Send CEPH_OSD_WATCH_OP_PING every osd_keepalive_timeout for each watch
event registered. When errors are detected, look up the watch event and
send it CEPH_WATCH_EVENT_DISCONNECTED.

Signed-off-by: Douglas Fuller <dfuller@redhat.com>
---
 include/linux/ceph/osd_client.h |   1 +
 net/ceph/osd_client.c           | 102 +++++++++++++++++++++++++++++++++++++++-
 2 files changed, 101 insertions(+), 2 deletions(-)

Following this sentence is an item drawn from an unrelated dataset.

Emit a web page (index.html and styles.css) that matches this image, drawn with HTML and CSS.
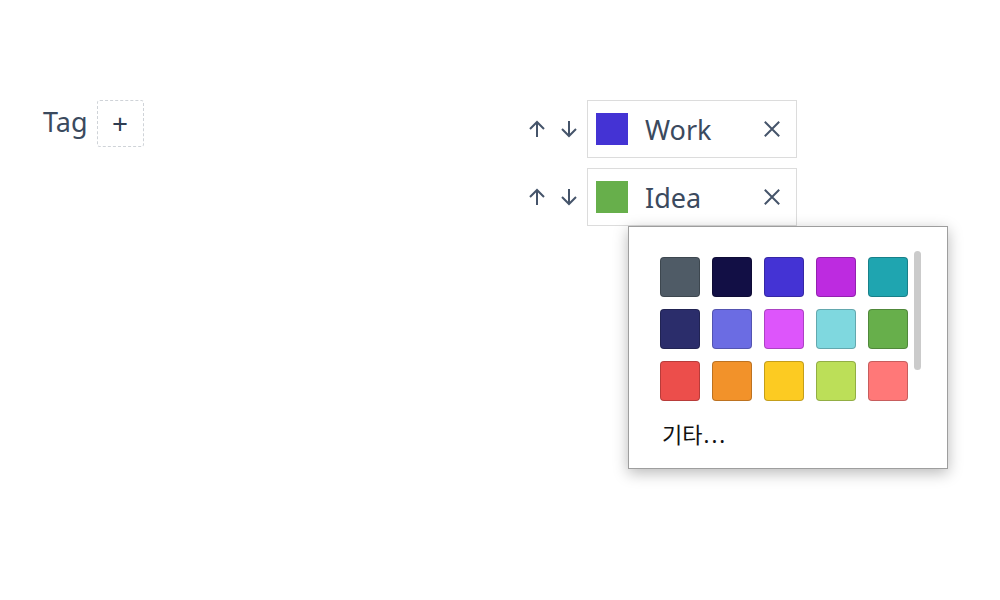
FILE: index.html
```html
<!DOCTYPE html>
<html lang="ko">
<head>
<meta charset="utf-8">
<link rel="stylesheet" href="styles.css">
</head>
<body>
<div class="page">
  <div class="tag-field">
    <span class="tag-label">Tag</span>
    <button class="add-btn">+</button>
  </div>
  <div class="tag-list">
    <div class="tag-row">
      <svg class="arrow" viewBox="0 0 20 20"><path d="M10 18V3M3 10l7-7 7 7"/></svg>
      <svg class="arrow" viewBox="0 0 20 20"><path d="M10 2v15M3 10l7 7 7-7"/></svg>
      <div class="chip">
        <span class="swatch-lg work"></span>
        <span class="chip-name">Work</span>
        <svg class="close" viewBox="0 0 20 20"><path d="M2 2l16 16M18 2L2 18"/></svg>
      </div>
    </div>
    <div class="tag-row">
      <svg class="arrow" viewBox="0 0 20 20"><path d="M10 18V3M3 10l7-7 7 7"/></svg>
      <svg class="arrow" viewBox="0 0 20 20"><path d="M10 2v15M3 10l7 7 7-7"/></svg>
      <div class="chip">
        <span class="swatch-lg idea"></span>
        <span class="chip-name">Idea</span>
        <svg class="close" viewBox="0 0 20 20"><path d="M2 2l16 16M18 2L2 18"/></svg>
      </div>
      <div class="popup">
        <div class="palette">
          <span class="sw c1"></span><span class="sw c2"></span><span class="sw c3"></span><span class="sw c4"></span><span class="sw c5"></span>
          <span class="sw c6"></span><span class="sw c7"></span><span class="sw c8"></span><span class="sw c9"></span><span class="sw c10"></span>
          <span class="sw c11"></span><span class="sw c12"></span><span class="sw c13"></span><span class="sw c14"></span><span class="sw c15"></span>
        </div>
        <div class="scrollbar"></div>
        <div class="more">기타<span class="dots">...</span></div>
      </div>
    </div>
  </div>
</div>
</body>
</html>
```
FILE: styles.css
```css
* { box-sizing: border-box; }
html, body { margin: 0; padding: 0; background: #fff; }
body { font-family: "Noto Sans", "Noto Sans CJK KR", sans-serif; color: #3b4a5e; }
.page {
  display: flex;
  padding: 100px 0 0 43px;
  width: 1000px;
  height: 600px;
}
.tag-field {
  display: flex;
  align-items: center;
  height: 46px;
  gap: 9px;
  width: 484px;
}
.tag-label { font-size: 27px; line-height: 1; margin-top: -3px; }
.add-btn {
  width: 47px;
  height: 47px;
  border: 1px dashed #cfd3d8;
  border-radius: 3px;
  background: #fff;
  font-family: "Noto Sans", sans-serif;
  font-size: 28px;
  color: #2f3d52;
  padding: 0;
  line-height: 1;
  display: flex;
  align-items: center;
  justify-content: center;
}
.tag-list { display: flex; flex-direction: column; gap: 10px; }
.tag-row { display: flex; align-items: center; position: relative; }
.arrow {
  width: 20px;
  height: 20px;
  fill: none;
  stroke: #45546a;
  stroke-width: 2;
  margin-right: 12px;
}
.arrow + .arrow { margin-right: 8px; }
.chip {
  width: 210px;
  height: 58px;
  border: 1px solid #dcdcdc;
  display: flex;
  align-items: center;
  padding: 0 15px 0 8px;
}
.swatch-lg { width: 32px; height: 32px; flex: none; }
.work { background: #4433d4; }
.idea { background: #67af4b; }
.chip-name { font-size: 27px; margin-left: 17px; flex: 1; color: #3b4a5e; }
.close { width: 18px; height: 18px; fill: none; stroke: #45546a; stroke-width: 2.2; }
.popup {
  position: absolute;
  top: 58px;
  left: 101px;
  width: 320px;
  height: 243px;
  background: #fff;
  border: 1px solid #9e9e9e;
  box-shadow: 0 4px 14px rgba(0,0,0,0.28);
  padding: 30px 0 0 31px;
  z-index: 2;
}
.palette {
  display: grid;
  grid-template-columns: repeat(5, 40px);
  grid-auto-rows: 40px;
  gap: 12px;
}
.sw { border-radius: 4px; border: 1px solid rgba(0,0,0,0.22); }
.c1 { background: #4f5b66; }
.c2 { background: #120f45; }
.c3 { background: #4433d4; }
.c4 { background: #bd2be0; }
.c5 { background: #1fa5b0; }
.c6 { background: #2b2d6b; }
.c7 { background: #6b6ce3; }
.c8 { background: #dd55fb; }
.c9 { background: #7fd8df; }
.c10 { background: #67af4b; }
.c11 { background: #ec4e4b; }
.c12 { background: #f2922a; }
.c13 { background: #fccb22; }
.c14 { background: #bcdf58; }
.c15 { background: #ff7878; }
.scrollbar {
  position: absolute;
  top: 24px;
  left: 285px;
  width: 7px;
  height: 119px;
  border-radius: 4px;
  background: #cbcbcb;
}
.more {
  font-size: 22px;
  color: #111;
  margin: 20px 0 0 2px;
  line-height: 1.2;
}
.dots { letter-spacing: 2px; margin-left: 1px; }
```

diff --git a/include/linux/ceph/osd_client.h b/include/linux/ceph/osd_client.h
index b7d4234..5aef3db 100644
--- a/include/linux/ceph/osd_client.h
+++ b/include/linux/ceph/osd_client.h
@@ -237,6 +237,7 @@ struct ceph_osd_client {
 	int                    num_requests;
 	struct delayed_work    timeout_work;
 	struct delayed_work    osds_timeout_work;
+	struct delayed_work    linger_ping_work;
 #ifdef CONFIG_DEBUG_FS
 	struct dentry 	       *debugfs_file;
 #endif
diff --git a/net/ceph/osd_client.c b/net/ceph/osd_client.c
index d56f7a6..e57db93 100644
--- a/net/ceph/osd_client.c
+++ b/net/ceph/osd_client.c
@@ -109,6 +109,7 @@ static void ceph_osd_data_pages_init(struct ceph_osd_data *osd_data,
 	osd_data->own_pages = own_pages;
 }
 
+
 static void ceph_osd_data_pagelist_init(struct ceph_osd_data *osd_data,
 			struct ceph_pagelist *pagelist)
 {
@@ -1362,6 +1363,13 @@ static void __register_linger_request(struct ceph_osd_client *osdc,
 	dout("%s %p tid %llu\n", __func__, req, req->r_tid);
 	WARN_ON(!req->r_linger);
 
+	++req->r_ops[0].watch.gen;
+
+	if (list_empty(&osdc->req_linger))
+		schedule_delayed_work(&osdc->linger_ping_work,
+			       round_jiffies_relative(
+			         osdc->client->options->osd_keepalive_timeout));
+
 	ceph_osdc_get_request(req);
 	list_add_tail(&req->r_linger_item, &osdc->req_linger);
 	if (req->r_osd)
@@ -1382,6 +1390,12 @@ static void __unregister_linger_request(struct ceph_osd_client *osdc,
 
 	dout("%s %p tid %llu\n", __func__, req, req->r_tid);
 	list_del_init(&req->r_linger_item);
+	if (++req->r_ops[0].watch.gen > 1 &&
+		req->r_ops[0].watch.op == CEPH_OSD_WATCH_OP_WATCH) {
+		struct timespec mtime = CURRENT_TIME;
+		req->r_ops[0].watch.op = CEPH_OSD_WATCH_OP_RECONNECT;
+		ceph_osdc_build_request(req, 0, req->r_snapc, req->r_snapid, &mtime);
+	}
 
 	if (req->r_osd) {
 		list_del_init(&req->r_linger_osd_item);
@@ -1390,6 +1404,9 @@ static void __unregister_linger_request(struct ceph_osd_client *osdc,
 			req->r_osd = NULL;
 	}
 	ceph_osdc_put_request(req);
+
+	if (list_empty(&osdc->req_linger))
+		cancel_delayed_work(&osdc->linger_ping_work);
 }
 
 void ceph_osdc_set_request_linger(struct ceph_osd_client *osdc,
@@ -1707,6 +1724,83 @@ static void handle_osds_timeout(struct work_struct *work)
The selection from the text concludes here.